State Management: Lua scripts in OpenResty run within worker processes, and by default, state is isolated to each request or worker. Managing shared state across requests or workers (e.g., rate limit counters, cached data) requires careful use of shared dictionaries (ngx.shared.DICT) or external state stores (Redis). Improper state management can lead to race conditions, inconsistent data, and hard-to-reproduce bugs, which are particularly problematic in an autoscaled environment where instances are dynamically added and removed.
Security Considerations: As Lua scripts execute custom code on the api gateway, they represent a potential attack vector. Vulnerabilities in Lua scripts (e.g., improper input validation, insecure handling of sensitive data, arbitrary code execution) can expose the backend services or the gateway itself to compromise.

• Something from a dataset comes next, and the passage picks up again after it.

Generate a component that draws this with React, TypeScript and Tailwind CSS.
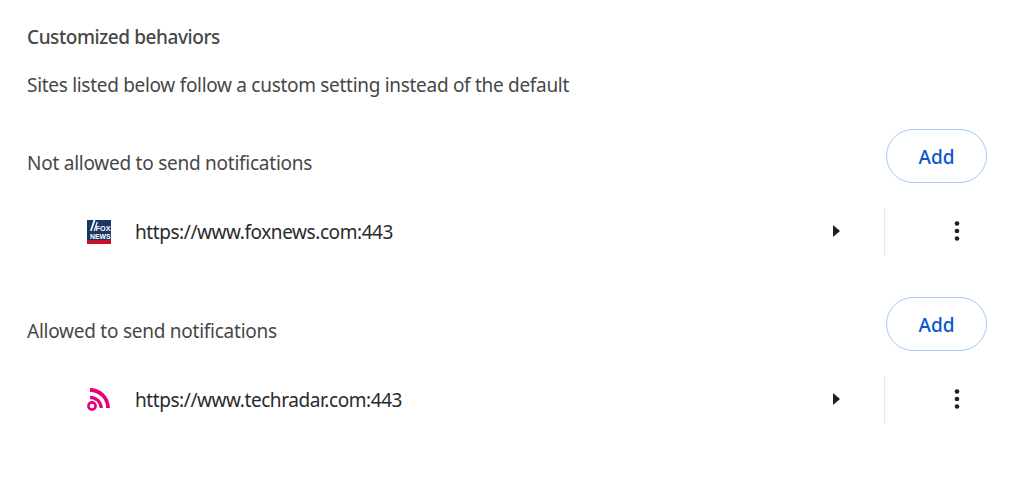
function Fox() {
  return (
    <svg width="24" height="24" viewBox="0 0 24 24" className="shrink-0">
      <rect width="24" height="20" fill="#1b3764" />
      <rect y="20" width="24" height="4" fill="#c8102e" />
      <path d="M3 11 L6.5 0 H8.5 L4.6 11 Z" fill="#fff" />
      <path d="M6.5 11 L9.5 2 H11 L8 11 Z" fill="#dfe6f2" />
      <text x="8.5" y="11" fontSize="8" fontWeight="700" fill="#fff" fontFamily="Liberation Sans, sans-serif" textLength="15" lengthAdjust="spacingAndGlyphs">FOX</text>
      <text x="3" y="18.5" fontSize="7.5" fontWeight="700" fill="#fff" fontFamily="Liberation Sans, sans-serif" textLength="20.5" lengthAdjust="spacingAndGlyphs">NEWS</text>
    </svg>
  );
}

function Rss() {
  return (
    <svg width="24" height="24" viewBox="0 0 24 24" fill="none" stroke="#e6007e" className="shrink-0">
      <circle cx="5" cy="18" r="3.6" strokeWidth="2.6" />
      <path d="M3 9.3 A11.2 11.2 0 0 1 14.3 20" strokeWidth="3.2" />
      <path d="M3 2 A18 18 0 0 1 21 20" strokeWidth="3.8" />
    </svg>
  );
}

function Section({ label, url, icon }: { label: string; url: string; icon: React.ReactNode }) {
  return (
    <div>
      <div className="flex h-[54px] items-start justify-between pr-[31px]">
        <span className="mt-[21px] tracking-[-0.25px]">{label}</span>
        <button className="h-[54px] w-[101px] rounded-full border border-[#a8c7fa] bg-white pt-[1px] text-[19px] font-[550] text-[#0b57d0]">
          Add
        </button>
      </div>
      <div className="mt-[24px] flex h-[50px] items-center">
        <div className="ml-[60px] flex w-[48px] justify-start">{icon}</div>
        <span className="w-[697px] tracking-[-0.43px] text-[#2a2a2a]">{url}</span>
        <svg width="8" height="14" viewBox="0 0 8 14" className="mb-[2px] shrink-0">
          <path d="M1 1 L8 7 L1 13 Z" fill="#1f1f1f" />
        </svg>
        <div className="ml-[44px] h-[48px] w-px bg-[#e8e8e8]" />
        <svg width="6" height="22" viewBox="0 0 6 22" className="mb-[2px] ml-[69px] shrink-0">
          <circle cx="3" cy="3.5" r="2.3" fill="#1f1f1f" />
          <circle cx="3" cy="11" r="2.3" fill="#1f1f1f" />
          <circle cx="3" cy="18.5" r="2.3" fill="#1f1f1f" />
        </svg>
      </div>
    </div>
  );
}

export default function App() {
  return (
    <div className="h-[494px] w-[1018px] overflow-hidden bg-white pl-[27px] pt-[24px] text-[19px] leading-[26px] text-[#474747] [font-family:'Noto_Sans',sans-serif]">
      <div className="font-[550] tracking-[-0.43px]">Customized behaviors</div>
      <div className="mt-[22px] tracking-[-0.3px]">Sites listed below follow a custom setting instead of the default</div>
      <div className="mt-[31px]">
        <Section label="Not allowed to send notifications" url="https://www.foxnews.com:443" icon={<Fox />} />
      </div>
      <div className="mt-[40px]">
        <Section label="Allowed to send notifications" url="https://www.techradar.com:443" icon={<Rss />} />
      </div>
    </div>
  );
}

This is amplified in an api gateway context, which sits at the edge of the network.
Learning Curve for Operations and Developers: While Lua is relatively simple, mastering OpenResty's unique Nginx directives, LuaJIT's performance characteristics, and the intricacies of non-blocking I/O requires a specific skill set. Developers accustomed to synchronous programming models or different scripting languages may face a learning curve. Operations teams also need expertise in monitoring and troubleshooting OpenResty/Lua deployments, especially in a Kubernetes autoscaling context.

Best Practices:

Idempotency and Statelessness (for Scaling): Design Lua scripts to be as idempotent and stateless as possible. For any state that must be maintained, store it in external, distributed systems (like Redis for rate limits or a shared dictionary for local caching) that can be accessed by all gateway instances. This ensures that scaling up or down doesn't introduce inconsistencies or break ongoing requests, a fundamental principle for any horizontally scalable service.
Robust Error Handling and Logging: Implement comprehensive error handling (pcall for protected calls) in Lua scripts to catch unexpected issues gracefully. Log errors and warnings with sufficient context (request ID, timestamp, relevant variables) to a centralized logging system. Use ngx.log(ngx.ERR, "...") for errors and ngx.log(ngx.WARN, "...") for warnings. This is critical for debugging and for quickly identifying problems in an autoscaled, distributed environment.
Thorough Testing:
- Unit Tests: Write unit tests for individual Lua modules and functions to ensure their correctness.
- Integration Tests: Test the entire Nginx/OpenResty configuration with Lua scripts using tools like test-nginx (a Perl-based framework for Nginx testing) or by simulating api requests against a running instance.
- Load Testing: Crucially, perform rigorous load testing (e.g., using JMeter, k6, or Locust) to validate performance under expected and peak load conditions and to verify the autoscaling behavior. Ensure that new instances are provisioned in time and the system maintains its performance targets.
Modularization and Code Organization: Break down complex Lua logic into smaller, reusable modules (require statements). This improves readability, maintainability, and testability. Organize scripts logically within the gateway's configuration structure. Avoid large, monolithic lua_blocks.
Resource Limits and Timeouts:
- Nginx/OpenResty Level: Configure appropriate Nginx worker processes, connection limits, and request timeouts to prevent resource exhaustion and ensure graceful degradation under extreme load.
- Kubernetes Level: For containerized deployments, set CPU and memory requests and limits for api gateway pods. This helps Kubernetes schedule pods efficiently and prevents a single runaway pod from consuming all resources on a node, which is vital for stable autoscaling.
- Lua CPU Time Limits: OpenResty offers lua_code_cache off for development/debugging and lua_max_running_time to prevent infinite loops from hanging a worker.
Security Best Practices:
- Input Validation: Always validate and sanitize all user input and external data consumed by Lua scripts to prevent injection attacks or unexpected behavior.
- Least Privilege: Ensure Lua scripts only have access to the resources and data they absolutely need.
- Secure Configuration: Avoid hardcoding sensitive information (like api keys, database credentials) directly in scripts. Use environment variables, secure configuration management systems (e.g., Vault), or encrypted secrets.
- Regular Audits: Periodically review Lua code for potential security vulnerabilities.
Performance Tuning and Profiling:
- Profile Hot Paths: Use tools like perf or systemtap combined with LuaJIT's profiling capabilities to identify performance bottlenecks within Lua scripts.
- Optimize Memory Usage: Be mindful of memory allocations within Lua scripts, especially in tight loops, to minimize garbage collection overhead. OpenResty's shared dictionaries are excellent for this.
- Leverage LuaJIT FFI: For computationally intensive tasks, consider implementing them in C and calling them via FFI.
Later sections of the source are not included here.